Davalı, cevap dilekçesinde; davacının iddialarını kabul etmediğini, ziynet eşyalarının düğün sonrasında takı kesesi içinde davacı asilin annesine bıraktığını ve annesine ait kasaya konulmadığını, ziynet eşyalarının müvekkilinin uhdesinde olmadığını, davacı asilin evi terk ederken veyahut öncesinde altınları sakladığını veya başka bir yerde bulundurduğunu; ziynet eşyalarının rahatlıkla taşınabilen, götürülebilen türden eşyalar olduğunu, bu nedenle evden ayrılmayı tasarlayan kadının bunları önceden götürmesi veya gizlenmesinin her zaman mümkün olabileceğinden; haksız ve hukuksal dayanaktan yoksun davanın reddine karar verilmesini savunmuştur.
Mahkemece; davacının ortak haneden ayrılırken ani gelişen kovulma, kapı dışına atılıp, darp edilme gibi bir durum olmadığı gibi, sağlığını etkileyecek bayılma, hastalık vs., söz konusu olmadığı halde ayrıldıktan 1 gün sonra gelip bazı eşyalarını aldığı, kayınvalidesi adına ...Bankasının ... Merkez Şubesinde kiralık kasa bulunmadığı, davalı yana ispat külfeti düşmediği, davacının da davasını kanıtlayamadığı gerekçesi ile, sübut bulmayan davanın reddine karar verilmiş; hüküm, süresi içinde davacı vekili tarafından temyiz edilmiştir.
Somut olayda, davalının annesi adına ...Bankası Merkez Şubesinde kiralık kasa bulunduğu, kiralık kasayı kullanmak üzere davalının kardeşi ...’e vekâlet verdiğine dair 05.12.2014 tarihli bankanın verdiği cevabi yazısı ve tarafların evlilik tarihi olan 08.10.2009 tarihinden sonra yukarıda belirtilen banka yazısına göre davalının kardeşinin 23.10.2009 ve 03.11.2009 tarihlerinde iki kez kiralık kasaya ziyarette bulunduğu hususları göz önüne alınarak; davacının davasını ispatlayıp ispatlayamadığı hususu tartışılıp değerlendirilmesi gerekmektedir.
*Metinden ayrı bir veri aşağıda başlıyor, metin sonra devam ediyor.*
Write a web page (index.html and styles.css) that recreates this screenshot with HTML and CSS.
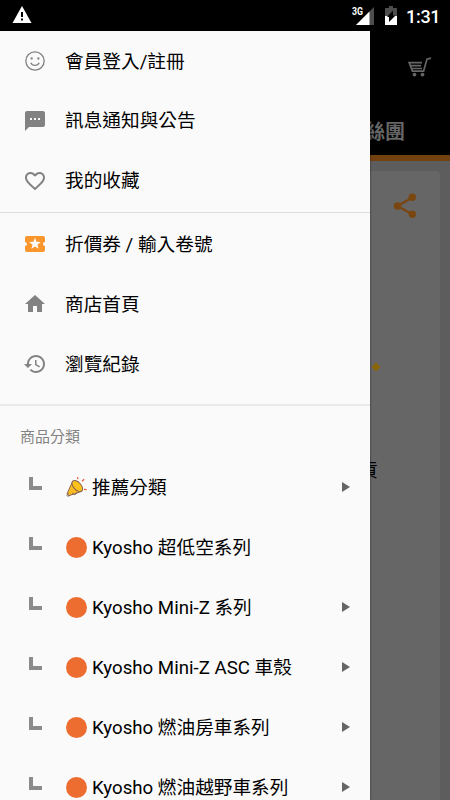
FILE: index.html
```html
<!DOCTYPE html>
<html lang="zh-TW">
<head>
    <meta charset="UTF-8">
    <meta name="viewport" content="width=device-width, initial-scale=1.0">
    <title>Kyosho</title>
    <link rel="stylesheet" href="styles.css">
</head>

<body>
    <div class="status-bar">
        <svg class="warning" width="20" height="18" viewBox="0 0 20 18">
            <path d="M10 0L19.5 17H.5z" fill="#fff"/>
            <path d="M9 6h2v5H9zM9 12.5h2v2H9z" fill="#000"/>
        </svg>
        <svg class="signal" width="24" height="20" viewBox="0 0 24 20">
            <path d="M22 1v18H4z" fill="#4d4d4d"/>
            <path d="M17.5 5.5V19H4z" fill="#fff"/>
            <text class="network" x="0" y="9" textLength="11" lengthAdjust="spacingAndGlyphs">3G</text>
        </svg>
        <svg class="battery" width="12" height="19" viewBox="0 0 12 19">
            <path d="M4 0h4v2h4v17H0V2h4z" fill="#4d4d4d"/>
            <path d="M0 10h12v9H0z" fill="#fff"/>
            <path d="M8 4.500v5h2.500L4 16v-5H2z" fill="#000"/>
        </svg>
        <span class="clock">1:31</span>
    </div>

    <div class="screen">
        <div class="page">
            <div class="toolbar">
                <svg width="24" height="20" viewBox="0 0 24 20" fill="none" stroke="#666" stroke-width="1.7">
                    <path d="M23 1.2l-4 .9-3.4 12H4.4L1.2 5.7H14M3 8.7h10M4 11.5h10"/>
                    <circle cx="6.5" cy="17.6" r="1.9" fill="#666" stroke="none"/>
                    <circle cx="14.5" cy="17.6" r="1.9" fill="#666" stroke="none"/>
                </svg>
            </div>
            <div class="tabs">粉絲團</div>
            <div class="tab-line"></div>
            <div class="card">
                <svg class="share" width="24" height="26" viewBox="0 0 24 26" fill="#7a4610">
                    <path d="M19.5 4.5L4.5 13l15 8.5" fill="none" stroke="#7a4610" stroke-width="2.2"/>
                    <circle cx="19.3" cy="4.3" r="3.7"/>
                    <circle cx="4.5" cy="13" r="3.7"/>
                    <circle cx="19.3" cy="21.3" r="3.7"/>
                </svg>
                <svg class="diamond" width="10" height="10" viewBox="0 0 10 10"><path d="M5 .5L9.5 5 5 9.5.5 5z" fill="#8c6508"/></svg>
                <div class="stock">現貨</div>
            </div>
        </div>

        <!-- 側邊選單 -->
        <div class="drawer">
            <div class="group group-account">
                <div class="item">
                    <svg class="icon" viewBox="0 0 24 24" fill="none" stroke="#828282" stroke-width="1.6">
                        <circle cx="12" cy="12" r="11"/>
                        <circle cx="8" cy="9" r="1.4" fill="#828282" stroke="none"/>
                        <circle cx="16" cy="9" r="1.4" fill="#828282" stroke="none"/>
                        <path d="M7 14c1.6 4.2 8.4 4.2 10 0"/>
                    </svg>
                    <span class="login">會員登入/註冊</span>
                </div>
                <div class="item">
                    <svg class="icon" viewBox="2 2 20 20" fill="#828282"><path d="M20 2H4c-1.1 0-2 .9-2 2v18l4-4h14c1.1 0 2-.9 2-2V4c0-1.100-.9-2-2-2zM9 11H7V9h2v2zm4 0h-2V9h2v2zm4 0h-2V9h2v2z"/></svg>
                    <span>訊息通知與公告</span>
                </div>
                <div class="item">
                    <svg class="icon" viewBox="2 2 20 20" fill="#828282"><path d="M16.500 3c-1.740 0-3.410.81-4.500 2.090C10.910 3.810 9.240 3 7.500 3 4.420 3 2 5.420 2 8.500c0 3.780 3.400 6.860 8.550 11.540L12 21.350l1.450-1.320C18.600 15.360 22 12.280 22 8.500 22 5.420 19.580 3 16.500 3zm-4.400 15.550l-.1.100-.1-.1C7.140 14.240 4 11.390 4 8.500 4 6.500 5.500 5 7.500 5c1.540 0 3.040.99 3.570 2.360h1.870C13.460 5.990 14.960 5 16.500 5c2 0 3.500 1.500 3.500 3.500 0 2.890-3.140 5.740-7.900 10.050z"/></svg>
                    <span>我的收藏</span>
                </div>
            </div>

            <div class="group group-shop">
                <div class="item">
                    <svg class="icon" viewBox="2 2 20 20" fill="#fb962d"><path d="M20 12c0-1.100.9-2 2-2V6c0-1.100-.9-2-2-2H4c-1.100 0-1.990.9-1.990 2v4c1.100 0 1.990.9 1.990 2s-.89 2-2 2v4c0 1.100.9 2 2 2h16c1.100 0 2-.9 2-2v-4c-1.100 0-2-.9-2-2zm-4.420 4.800L12 14.500l-3.580 2.300 1.080-4.120-3.290-2.690 4.240-.25L12 5.800l1.540 3.950 4.240.25-3.290 2.690 1.090 4.110z"/></svg>
                    <span>折價券 / 輸入卷號</span>
                </div>
                <div class="item">
                    <svg class="icon" viewBox="2 2 20 20" fill="#828282"><path d="M10 20v-6h4v6h5v-8h3L12 3 2 12h3v8z"/></svg>
                    <span>商店首頁</span>
                </div>
                <div class="item">
                    <svg class="icon history" viewBox="1 2 21 20" fill="#828282"><path d="M13 3c-4.970 0-9 4.030-9 9H1l3.890 3.890.07.140L9 12H6c0-3.870 3.130-7 7-7s7 3.130 7 7-3.130 7-7 7c-1.930 0-3.680-.79-4.940-2.060l-1.420 1.420C8.270 19.990 10.510 21 13 21c4.970 0 9-4.030 9-9s-4.030-9-9-9zm-1 5v5l4.280 2.540.72-1.210-3.500-2.080V8H12z"/></svg>
                    <span>瀏覽紀錄</span>
                </div>
            </div>

            <div class="heading">商品分類</div>
            <div class="categories">
                <div class="item">
                    <i class="branch"></i>
                    <svg class="horn" width="22" height="22" viewBox="0 0 22 22">
                        <path d="M7 4.500L1 17.800l2.300 1.700L16.500 15z" fill="#fdbd22" stroke="#84604e" stroke-width="1"/>
                        <path d="M3 17l-2 2.200.8 1 2.600-1M7 16.500c0 3 4.500 2.500 4.500-1" fill="none" stroke="#84604e" stroke-width="1"/>
                        <ellipse cx="11.800" cy="9.500" rx="4" ry="7" transform="rotate(-43 11.800 9.500)" fill="#fcc21b" stroke="#84604e" stroke-width="1"/>
                        <path d="M12 .2l.5 2M19 2.300l-2.200 2.200M18.800 13l2.800.3" stroke="#f05a35" stroke-width="1.300"/>
                    </svg>
                    <span>推薦分類</span>
                    <i class="arrow"></i>
                </div>
                <div class="item">
                    <i class="branch"></i>
                    <i class="dot"></i>
                    <span>Kyosho 超低空系列</span>
                </div>
                <div class="item">
                    <i class="branch"></i>
                    <i class="dot"></i>
                    <span>Kyosho Mini-Z 系列</span>
                    <i class="arrow"></i>
                </div>
                <div class="item">
                    <i class="branch"></i>
                    <i class="dot"></i>
                    <span>Kyosho Mini-Z ASC 車殼</span>
                    <i class="arrow"></i>
                </div>
                <div class="item">
                    <i class="branch"></i>
                    <i class="dot"></i>
                    <span>Kyosho 燃油房車系列</span>
                    <i class="arrow"></i>
                </div>
                <div class="item">
                    <i class="branch"></i>
                    <i class="dot"></i>
                    <span>Kyosho 燃油越野車系列</span>
                    <i class="arrow"></i>
                </div>
            </div>
        </div>
    </div>
</body>
</html>
```
FILE: styles.css
```css
* {
    box-sizing: border-box;
}

body {
    display: flex;
    flex-direction: column;
    width: 450px;
    height: 800px;
    margin: 0;
    overflow: hidden;
    background-color: #000;
    font-family: Roboto, "Noto Sans CJK TC", sans-serif;
}

.status-bar {
    display: flex;
    flex: none;
    align-items: center;
    height: 31px;
    padding: 0 11px 0 12px;
    color: #fff;
}

.warning {
    margin-bottom: 1px;
}

.signal {
    margin-left: auto;
    overflow: visible;
}

.network {
    font-size: 10.5px;
    font-weight: bold;
    fill: #fff;
    stroke: #000;
    stroke-width: 1px;
    paint-order: stroke;
}

.battery {
    margin: 0 9px 0 9px;
}

.clock {
    width: 33px;
    padding-top: 2px;
    font-size: 18px;
    font-weight: 500;
    line-height: 24px;
    letter-spacing: -0.3px;
    white-space: nowrap;
}

.screen {
    position: relative;
    flex: 1;
    min-height: 0;
}

/* 被遮罩壓暗的底層頁面 */
.page {
    display: flex;
    flex-direction: column;
    height: 100%;
    background-color: #5d5d5d;
}

.toolbar {
    display: flex;
    flex: none;
    align-items: center;
    justify-content: flex-end;
    height: 71px;
    padding-right: 18px;
    background-color: #000;
}

.tabs {
    flex: none;
    height: 53px;
    padding: 15px 45px 0 0;
    background-color: #000;
    color: #666;
    font-size: 20px;
    font-weight: bold;
    line-height: 30px;
    text-align: right;
}

.tab-line {
    flex: none;
    height: 6px;
    background-color: #734010;
}

.card {
    display: flex;
    flex: 1;
    flex-direction: column;
    align-items: flex-end;
    margin: 10px 10px 0;
    border-radius: 4px 4px 0 0;
    background-color: #666;
}

.share {
    margin: 22px 23px 0 0;
}

.diamond {
    margin: 143px 59px 0 0;
}

.stock {
    margin: 85px 62px 0 0;
    color: #000;
    font-size: 19px;
    line-height: 28px;
}

.drawer {
    position: absolute;
    top: 0;
    left: 0;
    width: 370px;
    height: 769px;
    overflow: hidden;
    background-color: #fafafa;
    box-shadow: 0 0 2px rgba(0, 0, 0, 0.6);
}

.group-account {
    height: 182px;
    border-bottom: 1px solid #dedede;
}

.group-shop {
    height: 193px;
    padding-top: 1px;
    border-bottom: 2px solid #e9e9e9;
}

.item {
    display: flex;
    align-items: center;
    height: 60px;
    padding: 0 20px 0 25px;
    color: #000;
    font-size: 18.67px;
    line-height: 28px;
    white-space: nowrap;
}

.login,
.group-shop span,
.categories span {
    padding-top: 2px;
}

.icon {
    width: 20px;
    height: 20px;
    margin-right: 20px;
}

.history {
    width: 21px;
    margin-left: -1px;
}

.heading {
    height: 51px;
    padding: 18px 0 0 20px;
    color: #828282;
    font-size: 15px;
    line-height: 26px;
}

.categories .item {
    padding-left: 29px;
}

.branch {
    width: 13px;
    height: 13px;
    margin: -7px 24px 0 0;
    border-bottom: 4px solid #8b8b8b;
    border-left: 4px solid #8b8b8b;
}

.dot,
.horn {
    width: 21px;
    height: 21px;
    margin-right: 5px;
}

.dot {
    border-radius: 50%;
    background-color: #ed6c30;
}

.arrow {
    margin-left: auto;
    border-top: 5.5px solid transparent;
    border-bottom: 5.5px solid transparent;
    border-left: 8px solid #666;
}
```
Eksik inceleme ve değerlendirme ile yazılı şekilde hüküm kurulması doğru görülmemiş, bozmayı gerektirmiştir.
SONUÇ: Yukarıda açıklanan esaslar göz önünde tutulmaksızın yazılı şekilde hüküm tesisi isabetsiz, temyiz itirazları bu nedenlerle yerinde olduğundan kabulü ile hükmün HUMK.nun 428.maddesi gereğince davacı yararına BOZULMASINA ve peşin alınan temyiz harcının istek halinde temyiz edene iadesine, 6100 sayılı HMK"nun Geçici Madde 3 atfıyla 1086 sayılı HUMK"nun 440. maddesi gereğince kararın tebliğinden itibaren 15 günlük süre içinde karar düzeltme yolu açık olmak üzere, 14.09.2017 gününde oybirliğiyle karar verildi.